**TASK REQUIREMENTS**
In the material below, please retype the lines from the very first through the one with "FaBtc, FaDollarSign, FaRupeeSign", exactly and without pictures.

**RECORDED INFORMATION**

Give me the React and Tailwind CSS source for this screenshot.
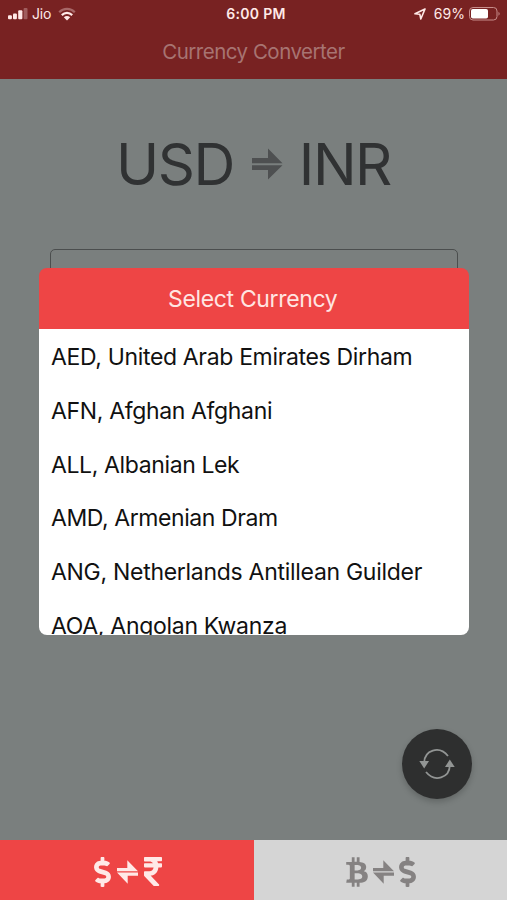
import { useState } from "react";
import { FaBtc, FaDollarSign, FaRupeeSign } from "react-icons/fa";

const currencies = [
  { code: "AED", name: "United Arab Emirates Dirham", spacing: "tracking-[-0.34px]" },
  { code: "AFN", name: "Afghan Afghani", spacing: "tracking-[-0.35px]" },
  { code: "ALL", name: "Albanian Lek", spacing: "tracking-[-0.38px]" },
  { code: "AMD", name: "Armenian Dram", spacing: "tracking-[-0.42px]" },
  { code: "ANG", name: "Netherlands Antillean Guilder", spacing: "tracking-[-0.29px]" },
  { code: "AOA", name: "Angolan Kwanza", spacing: "tracking-[-0.3px]" },
];

function SwapArrows() {
  return (
    <svg viewBox="0 0 21 24" className="h-6 w-[21px]" fill="currentColor">
      <path d="M0 11.2V8H10.3V0.3L21 11.2Z" />
      <path d="M21 12.5V15.8H10.7V23.7L0 12.5Z" />
    </svg>
  );
}

function StatusBar() {
  return (
    <div className="grid h-[26px] grid-cols-3 items-center pl-2 pr-[6px] pt-px text-[14px] text-[#ffe9e7]">
      <div className="flex items-center">
        <svg viewBox="0 0 20 12" className="h-3 w-5" fill="currentColor">
          <rect x="0" y="7.3" width="3.9" height="4" rx="1" />
          <rect x="5" y="5.5" width="3.9" height="5.8" rx="1" />
          <rect x="10.2" y="2.2" width="4.2" height="9.1" rx="1" />
          <rect x="15.6" y="0" width="3.9" height="11.3" rx="1" opacity="0.3" />
        </svg>
        <span className="ml-[4px] tracking-[-0.2px]">Jio</span>
        <svg viewBox="0 0 18 14" className="ml-[7px] h-[14px] w-[18px]" fill="none" stroke="currentColor" strokeWidth="2.2">
          <path d="M1.2 5.2C5.6 0.8 12.4 0.8 16.8 5.2" opacity="0.35" />
          <path d="M3.8 8.1C6.8 5.1 11.2 5.1 14.2 8.1" />
          <path d="M5.8 10.3Q9 7.6 12.2 10.3L9 13.4Z" fill="currentColor" stroke="none" />
        </svg>
      </div>
      <span className="pl-[3px] text-center font-semibold tracking-[0.3px]">6:00 PM</span>
      <div className="flex items-center justify-end">
        <svg viewBox="0 0 12 12" className="mr-[8px] h-3 w-3" fill="none" stroke="currentColor" strokeWidth="1.6" strokeLinejoin="round">
          <path d="M11 1L1 5.8L5.8 6.2L6.8 11Z" />
        </svg>
        <span>69%</span>
        <svg viewBox="0 0 32 14" className="ml-[4px] h-[14px] w-8">
          <rect x="0.5" y="0.5" width="27.5" height="12.5" rx="3.5" fill="none" stroke="#c78d8b" />
          <rect x="2" y="2" width="17" height="9.5" rx="1.8" fill="#fff" />
          <path d="M29.5 4.7Q31.8 6.7 29.5 8.7Z" fill="#c78d8b" />
        </svg>
      </div>
    </div>
  );
}

function CurrencyDialog({ onSelect }) {
  return (
    <div className="absolute left-[38.5px] top-[268px] flex h-[367px] w-[430.5px] flex-col overflow-hidden rounded-[8px]">
      <h2 className="flex h-[61px] shrink-0 items-center justify-center bg-[#ee4545] pr-[2px] pt-[2px] text-[23px] tracking-[-0.35px] text-[#ffe5e2]">
        Select Currency
      </h2>
      <ul className="bg-white pt-px text-[23px] text-[#111]">
        {currencies.map((currency) => (
          <li key={currency.code}>
            <button
              type="button"
              onClick={() => onSelect(currency.code)}
              className={`block h-[53.8px] w-full whitespace-nowrap pl-[12.5px] text-left leading-[54px] ${currency.spacing}`}
            >
              {currency.code}, {currency.name}
            </button>
          </li>
        ))}
      </ul>
    </div>
  );
}

function App() {
  const [from, setFrom] = useState("USD");

  return (
    <div className="relative flex h-[900px] w-[507px] flex-col overflow-hidden bg-[#7a7f7e] font-['Inter','Liberation_Sans',sans-serif]">
      <header className="h-[79px] shrink-0 bg-[#782222]">
        <StatusBar />
        <h1 className="mt-[10px] text-center text-[20.5px] leading-[32px] tracking-[-0.5px] text-[#a77472]">
          Currency Converter
        </h1>
      </header>

      <main className="flex flex-1 flex-col">
        <div className="mt-[54px] flex h-[62px] items-center justify-center text-[58px] text-[#303233]">
          <span className="tracking-[-1.5px]">{from}</span>
          <svg viewBox="0 0 31 32" className="ml-[18px] mr-[16px] h-8 w-[31px]" fill="#4e5051">
            <path d="M0 10H16V0.5L30.5 15.3H0Z" />
            <path d="M0 17.2H30.5L16 31.5V22H0Z" />
          </svg>
          <span className="tracking-[-1.5px]">INR</span>
        </div>
        <div className="ml-[50px] mt-[53.5px] h-[60px] w-[408px] rounded-[5px] border border-[#4b4e4e]" />
        <button
          type="button"
          aria-label="Refresh rates"
          className="mb-[41px] ml-auto mr-[35px] mt-auto flex h-[70px] w-[70px] items-center justify-center rounded-full bg-[#2e2f2f] shadow-[0_3px_6px_rgba(0,0,0,0.2)]"
        >
          <svg viewBox="0 0 36 32" className="h-8 w-9" fill="none" stroke="#929594" strokeWidth="1.8">
            <path d="M5.2 14.5C5.5 2.5 20 -3 29 8" />
            <path d="M30.8 17.5C30.5 29.5 16 35 7 24" />
            <path d="M0.3 13H10L5.2 20.5Z" fill="#929594" stroke="none" />
            <path d="M26 19H35.7L30.8 11.5Z" fill="#929594" stroke="none" />
          </svg>
        </button>
      </main>

      <nav className="grid h-[60px] shrink-0 grid-cols-2">
        <button type="button" className="flex items-center justify-center gap-[6px] bg-[#ee4545] pl-[2px] pt-[3px] text-[#ffe9e7]">
          <FaDollarSign className="h-[30px] w-[17px]" />
          <SwapArrows />
          <FaRupeeSign className="h-[33px] w-[18px]" preserveAspectRatio="none" />
        </button>
        <button type="button" className="flex items-center justify-center gap-[5px] bg-[#d5d5d5] pl-px pt-[3px] text-[#858282]">
          <FaBtc className="h-[30px] w-[22px]" />
          <SwapArrows />
          <FaDollarSign className="h-[30px] w-[17px]" />
        </button>
      </nav>

      <CurrencyDialog onSelect={setFrom} />
    </div>
  );
}

export default App;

**EXERCISE OUTPUT**
Give me the React and Tailwind CSS source for this screenshot.
import { useState } from "react";
import { FaBtc, FaDollarSign, FaRupeeSign } from "react-icons/fa";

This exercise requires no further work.